** SUPPLIED INFORMATION **

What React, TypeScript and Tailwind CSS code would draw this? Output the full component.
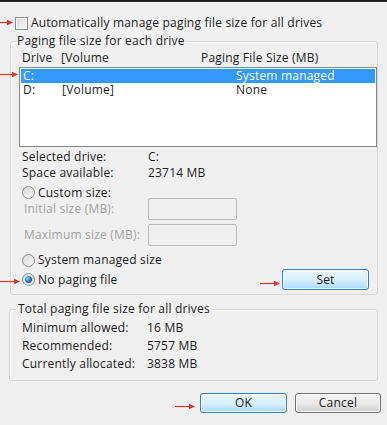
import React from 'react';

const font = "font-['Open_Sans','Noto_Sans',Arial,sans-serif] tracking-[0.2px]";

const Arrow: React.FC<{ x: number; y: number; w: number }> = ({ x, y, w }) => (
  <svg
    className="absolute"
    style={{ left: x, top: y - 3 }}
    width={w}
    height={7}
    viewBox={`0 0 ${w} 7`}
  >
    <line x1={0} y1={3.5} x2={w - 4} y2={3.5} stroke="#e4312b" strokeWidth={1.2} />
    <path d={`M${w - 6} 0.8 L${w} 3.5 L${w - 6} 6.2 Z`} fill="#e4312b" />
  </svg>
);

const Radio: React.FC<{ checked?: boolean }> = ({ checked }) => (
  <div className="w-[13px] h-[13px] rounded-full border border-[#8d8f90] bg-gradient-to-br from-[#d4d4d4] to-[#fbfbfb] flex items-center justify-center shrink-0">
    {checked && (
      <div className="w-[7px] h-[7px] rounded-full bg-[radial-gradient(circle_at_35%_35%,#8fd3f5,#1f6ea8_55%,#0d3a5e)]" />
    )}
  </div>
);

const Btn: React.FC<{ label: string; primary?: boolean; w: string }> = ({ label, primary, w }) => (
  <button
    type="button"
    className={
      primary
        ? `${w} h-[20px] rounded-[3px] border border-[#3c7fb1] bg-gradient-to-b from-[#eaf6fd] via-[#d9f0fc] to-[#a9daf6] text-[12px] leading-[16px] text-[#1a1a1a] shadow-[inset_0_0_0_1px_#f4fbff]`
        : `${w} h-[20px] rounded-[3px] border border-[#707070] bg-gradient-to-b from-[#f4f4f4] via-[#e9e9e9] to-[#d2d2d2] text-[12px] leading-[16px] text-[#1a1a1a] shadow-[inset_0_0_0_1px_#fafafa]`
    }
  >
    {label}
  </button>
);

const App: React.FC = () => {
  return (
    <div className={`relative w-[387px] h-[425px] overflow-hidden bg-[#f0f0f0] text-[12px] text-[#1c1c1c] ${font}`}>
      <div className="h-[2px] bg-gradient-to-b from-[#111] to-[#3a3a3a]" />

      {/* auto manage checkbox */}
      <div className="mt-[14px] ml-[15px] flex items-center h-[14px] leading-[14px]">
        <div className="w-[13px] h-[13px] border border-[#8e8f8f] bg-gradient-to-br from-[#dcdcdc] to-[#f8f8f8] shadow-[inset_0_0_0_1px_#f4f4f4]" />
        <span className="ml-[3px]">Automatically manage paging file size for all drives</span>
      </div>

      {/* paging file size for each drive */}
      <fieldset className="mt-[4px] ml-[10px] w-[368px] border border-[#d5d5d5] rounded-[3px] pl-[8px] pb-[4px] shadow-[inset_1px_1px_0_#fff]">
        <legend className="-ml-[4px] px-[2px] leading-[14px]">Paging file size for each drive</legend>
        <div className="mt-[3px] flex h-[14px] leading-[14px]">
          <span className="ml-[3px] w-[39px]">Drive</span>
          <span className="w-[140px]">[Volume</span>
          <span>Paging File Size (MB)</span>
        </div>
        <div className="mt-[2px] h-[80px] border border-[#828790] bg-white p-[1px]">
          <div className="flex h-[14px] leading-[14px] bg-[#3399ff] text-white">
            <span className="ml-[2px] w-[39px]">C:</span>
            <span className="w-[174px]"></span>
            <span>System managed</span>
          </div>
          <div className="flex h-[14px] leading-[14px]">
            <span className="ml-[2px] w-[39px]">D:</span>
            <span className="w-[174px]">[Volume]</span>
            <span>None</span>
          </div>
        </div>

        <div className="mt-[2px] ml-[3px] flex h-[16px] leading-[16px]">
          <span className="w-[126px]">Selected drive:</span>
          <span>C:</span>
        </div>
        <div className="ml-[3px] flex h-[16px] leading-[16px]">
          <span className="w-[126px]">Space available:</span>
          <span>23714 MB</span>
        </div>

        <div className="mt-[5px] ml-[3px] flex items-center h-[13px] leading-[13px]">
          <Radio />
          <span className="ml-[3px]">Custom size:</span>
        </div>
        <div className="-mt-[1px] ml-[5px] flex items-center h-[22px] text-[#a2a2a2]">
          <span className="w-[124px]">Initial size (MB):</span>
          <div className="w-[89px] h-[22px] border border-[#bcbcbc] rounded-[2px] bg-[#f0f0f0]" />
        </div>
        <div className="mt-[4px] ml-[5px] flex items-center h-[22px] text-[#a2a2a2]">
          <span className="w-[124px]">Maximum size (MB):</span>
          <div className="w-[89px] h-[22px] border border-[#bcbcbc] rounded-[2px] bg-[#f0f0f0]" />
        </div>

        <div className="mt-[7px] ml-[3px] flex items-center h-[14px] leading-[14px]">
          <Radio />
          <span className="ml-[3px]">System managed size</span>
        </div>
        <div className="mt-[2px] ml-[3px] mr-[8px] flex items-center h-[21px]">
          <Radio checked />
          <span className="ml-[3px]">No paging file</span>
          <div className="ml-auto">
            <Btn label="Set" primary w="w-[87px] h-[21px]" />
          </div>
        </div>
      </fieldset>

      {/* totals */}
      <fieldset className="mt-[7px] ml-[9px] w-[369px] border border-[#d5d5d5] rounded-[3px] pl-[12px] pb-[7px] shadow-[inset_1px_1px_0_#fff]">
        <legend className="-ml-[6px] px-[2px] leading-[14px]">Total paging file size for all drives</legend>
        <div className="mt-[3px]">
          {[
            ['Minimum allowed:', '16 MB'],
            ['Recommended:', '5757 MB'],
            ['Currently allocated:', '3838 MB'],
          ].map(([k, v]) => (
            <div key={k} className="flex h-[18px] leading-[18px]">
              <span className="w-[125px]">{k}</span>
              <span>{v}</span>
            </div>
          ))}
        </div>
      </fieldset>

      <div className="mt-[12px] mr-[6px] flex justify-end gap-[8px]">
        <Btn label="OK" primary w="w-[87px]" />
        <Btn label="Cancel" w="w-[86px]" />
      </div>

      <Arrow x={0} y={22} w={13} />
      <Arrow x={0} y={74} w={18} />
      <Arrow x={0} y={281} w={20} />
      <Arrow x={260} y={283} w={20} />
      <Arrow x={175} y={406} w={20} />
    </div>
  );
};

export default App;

** THE REQUEST **
Quote the data above in full, leaving out the pictures it holds.

** FINISHED ANSWER **
What React, TypeScript and Tailwind CSS code would draw this? Output the full component.
import React from 'react';

const font = "font-['Open_Sans','Noto_Sans',Arial,sans-serif] tracking-[0.2px]";

const Arrow: React.FC<{ x: number; y: number; w: number }> = ({ x, y, w }) => (
  <svg
    className="absolute"
    style={{ left: x, top: y - 3 }}
    width={w}
    height={7}
    viewBox={`0 0 ${w} 7`}
  >
    <line x1={0} y1={3.5} x2={w - 4} y2={3.5} stroke="#e4312b" strokeWidth={1.2} />
    <path d={`M${w - 6} 0.8 L${w} 3.5 L${w - 6} 6.2 Z`} fill="#e4312b" />
  </svg>
);

const Radio: React.FC<{ checked?: boolean }> = ({ checked }) => (
  <div className="w-[13px] h-[13px] rounded-full border border-[#8d8f90] bg-gradient-to-br from-[#d4d4d4] to-[#fbfbfb] flex items-center justify-center shrink-0">
    {checked && (
      <div className="w-[7px] h-[7px] rounded-full bg-[radial-gradient(circle_at_35%_35%,#8fd3f5,#1f6ea8_55%,#0d3a5e)]" />
    )}
  </div>
);

const Btn: React.FC<{ label: string; primary?: boolean; w: string }> = ({ label, primary, w }) => (
  <button
    type="button"
    className={
      primary
        ? `${w} h-[20px] rounded-[3px] border border-[#3c7fb1] bg-gradient-to-b from-[#eaf6fd] via-[#d9f0fc] to-[#a9daf6] text-[12px] leading-[16px] text-[#1a1a1a] shadow-[inset_0_0_0_1px_#f4fbff]`
        : `${w} h-[20px] rounded-[3px] border border-[#707070] bg-gradient-to-b from-[#f4f4f4] via-[#e9e9e9] to-[#d2d2d2] text-[12px] leading-[16px] text-[#1a1a1a] shadow-[inset_0_0_0_1px_#fafafa]`
    }
  >
    {label}
  </button>
);

const App: React.FC = () => {
  return (
    <div className={`relative w-[387px] h-[425px] overflow-hidden bg-[#f0f0f0] text-[12px] text-[#1c1c1c] ${font}`}>
      <div className="h-[2px] bg-gradient-to-b from-[#111] to-[#3a3a3a]" />

      {/* auto manage checkbox */}
      <div className="mt-[14px] ml-[15px] flex items-center h-[14px] leading-[14px]">
        <div className="w-[13px] h-[13px] border border-[#8e8f8f] bg-gradient-to-br from-[#dcdcdc] to-[#f8f8f8] shadow-[inset_0_0_0_1px_#f4f4f4]" />
        <span className="ml-[3px]">Automatically manage paging file size for all drives</span>
      </div>

      {/* paging file size for each drive */}
      <fieldset className="mt-[4px] ml-[10px] w-[368px] border border-[#d5d5d5] rounded-[3px] pl-[8px] pb-[4px] shadow-[inset_1px_1px_0_#fff]">
        <legend className="-ml-[4px] px-[2px] leading-[14px]">Paging file size for each drive</legend>
        <div className="mt-[3px] flex h-[14px] leading-[14px]">
          <span className="ml-[3px] w-[39px]">Drive</span>
          <span className="w-[140px]">[Volume</span>
          <span>Paging File Size (MB)</span>
        </div>
        <div className="mt-[2px] h-[80px] border border-[#828790] bg-white p-[1px]">
          <div className="flex h-[14px] leading-[14px] bg-[#3399ff] text-white">
            <span className="ml-[2px] w-[39px]">C:</span>
            <span className="w-[174px]"></span>
            <span>System managed</span>
          </div>
          <div className="flex h-[14px] leading-[14px]">
            <span className="ml-[2px] w-[39px]">D:</span>
            <span className="w-[174px]">[Volume]</span>
            <span>None</span>
          </div>
        </div>

        <div className="mt-[2px] ml-[3px] flex h-[16px] leading-[16px]">
          <span className="w-[126px]">Selected drive:</span>
          <span>C:</span>
        </div>
        <div className="ml-[3px] flex h-[16px] leading-[16px]">
          <span className="w-[126px]">Space available:</span>
          <span>23714 MB</span>
        </div>

        <div className="mt-[5px] ml-[3px] flex items-center h-[13px] leading-[13px]">
          <Radio />
          <span className="ml-[3px]">Custom size:</span>
        </div>
        <div className="-mt-[1px] ml-[5px] flex items-center h-[22px] text-[#a2a2a2]">
          <span className="w-[124px]">Initial size (MB):</span>
          <div className="w-[89px] h-[22px] border border-[#bcbcbc] rounded-[2px] bg-[#f0f0f0]" />
        </div>
        <div className="mt-[4px] ml-[5px] flex items-center h-[22px] text-[#a2a2a2]">
          <span className="w-[124px]">Maximum size (MB):</span>
          <div className="w-[89px] h-[22px] border border-[#bcbcbc] rounded-[2px] bg-[#f0f0f0]" />
        </div>

        <div className="mt-[7px] ml-[3px] flex items-center h-[14px] leading-[14px]">
          <Radio />
          <span className="ml-[3px]">System managed size</span>
        </div>
        <div className="mt-[2px] ml-[3px] mr-[8px] flex items-center h-[21px]">
          <Radio checked />
          <span className="ml-[3px]">No paging file</span>
          <div className="ml-auto">
            <Btn label="Set" primary w="w-[87px] h-[21px]" />
          </div>
        </div>
      </fieldset>

      {/* totals */}
      <fieldset className="mt-[7px] ml-[9px] w-[369px] border border-[#d5d5d5] rounded-[3px] pl-[12px] pb-[7px] shadow-[inset_1px_1px_0_#fff]">
        <legend className="-ml-[6px] px-[2px] leading-[14px]">Total paging file size for all drives</legend>
        <div className="mt-[3px]">
          {[
            ['Minimum allowed:', '16 MB'],
            ['Recommended:', '5757 MB'],
            ['Currently allocated:', '3838 MB'],
          ].map(([k, v]) => (
            <div key={k} className="flex h-[18px] leading-[18px]">
              <span className="w-[125px]">{k}</span>
              <span>{v}</span>
            </div>
          ))}
        </div>
      </fieldset>

      <div className="mt-[12px] mr-[6px] flex justify-end gap-[8px]">
        <Btn label="OK" primary w="w-[87px]" />
        <Btn label="Cancel" w="w-[86px]" />
      </div>

      <Arrow x={0} y={22} w={13} />
      <Arrow x={0} y={74} w={18} />
      <Arrow x={0} y={281} w={20} />
      <Arrow x={260} y={283} w={20} />
      <Arrow x={175} y={406} w={20} />
    </div>
  );
};

export default App;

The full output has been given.